Blind or visually impaired (BVI) people typically access videos via audio descriptions (AD) crafted by sighted describers who comprehend, select, and describe crucial visual content in the videos. 360° video is an emerging storytelling medium that enables immersive experiences that people may not possibly reach in everyday life. However, the omnidirectional nature of 360° videos makes it challenging for describers to perceive the holistic visual content and interpret spatial information that is essential to create immersive ADs for blind people.

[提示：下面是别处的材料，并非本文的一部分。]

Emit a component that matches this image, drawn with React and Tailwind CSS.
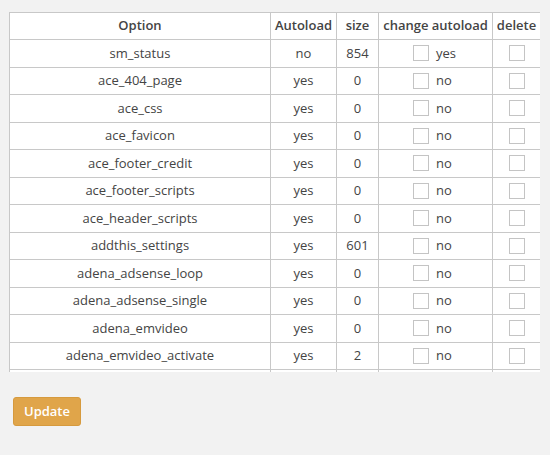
import React from "react";

const rows = [
  ["sm_status", "no", "854", "yes"],
  ["ace_404_page", "yes", "0", "no"],
  ["ace_css", "yes", "0", "no"],
  ["ace_favicon", "yes", "0", "no"],
  ["ace_footer_credit", "yes", "0", "no"],
  ["ace_footer_scripts", "yes", "0", "no"],
  ["ace_header_scripts", "yes", "0", "no"],
  ["addthis_settings", "yes", "601", "no"],
  ["adena_adsense_loop", "yes", "0", "no"],
  ["adena_adsense_single", "yes", "0", "no"],
  ["adena_emvideo", "yes", "0", "no"],
  ["adena_emvideo_activate", "yes", "2", "no"],
  ["adena_other", "yes", "0", "no"],
];

const Box = () => (
  <span className="block w-[16px] h-[16px] border border-[#c4c4c4] bg-white" />
);

export default function App() {
  return (
    <div className="w-[550px] h-[455px] bg-[#f2f2f2] pt-3 pl-[9px] text-[13px] text-[#444]" style={{ fontFamily: '"Open Sans", sans-serif' }}>
      <div className="w-[531px] h-[360px] overflow-hidden">
        <table className="table-fixed border-collapse bg-white w-[531px]">
          <colgroup>
            <col className="w-[261px]" />
            <col className="w-[66px]" />
            <col className="w-[42px]" />
            <col className="w-[114px]" />
            <col className="w-[48px]" />
          </colgroup>
          <thead>
            <tr className="h-[27px]">
              {["Option", "Autoload", "size", "change autoload", "delete"].map((h) => (
                <th key={h} className="border border-[#c8c8c8] font-semibold text-center px-0 whitespace-nowrap">{h}</th>
              ))}
            </tr>
          </thead>
          <tbody>
            {rows.map((r) => (
              <tr key={r[0]} className="h-[27.5px]">
                <td className="border border-[#c8c8c8] text-center">{r[0]}</td>
                <td className="border border-[#c8c8c8] text-center">{r[1]}</td>
                <td className="border border-[#c8c8c8] text-center">{r[2]}</td>
                <td className="border border-[#c8c8c8]">
                  <div className="flex items-center justify-center gap-[7px]">
                    <Box />
                    <span className="w-[22px]">{r[3]}</span>
                  </div>
                </td>
                <td className="border border-[#c8c8c8]">
                  <div className="flex justify-center"><Box /></div>
                </td>
              </tr>
            ))}
          </tbody>
        </table>
      </div>
      <button className="mt-[25px] ml-1 w-[68px] h-[29px] rounded-[3px] bg-[#e0a54a] text-white text-[13px] font-semibold border border-[#d69a3e]">
        Update
      </button>
    </div>
  );
}
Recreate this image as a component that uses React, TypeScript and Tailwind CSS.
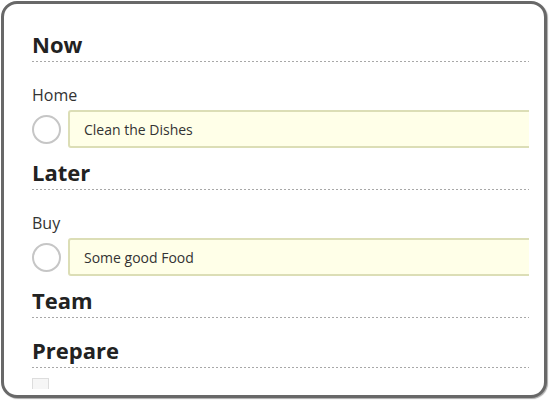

Through a formative study with a professional describer, we identified key challenges in describing 360° videos and iteratively designed OmniScribe, a system that supports the authoring of immersive ADs for 360° videos. OmniScribe uses AI-generated content-awareness overlays for describers to better grasp 360° video content. Furthermore, OmniScribe enables describers to author spatial AD and immersive labels for blind users to consume the videos immersively with our mobile prototype. In a study with 11 professional and novice describers, we demonstrate the value of OmniScribe in the authoring workflow; and a study with 8 blind participants reveals the promise of immersive AD over standard AD for 360° videos. Finally, we discuss the implications of promoting 360° video accessibility.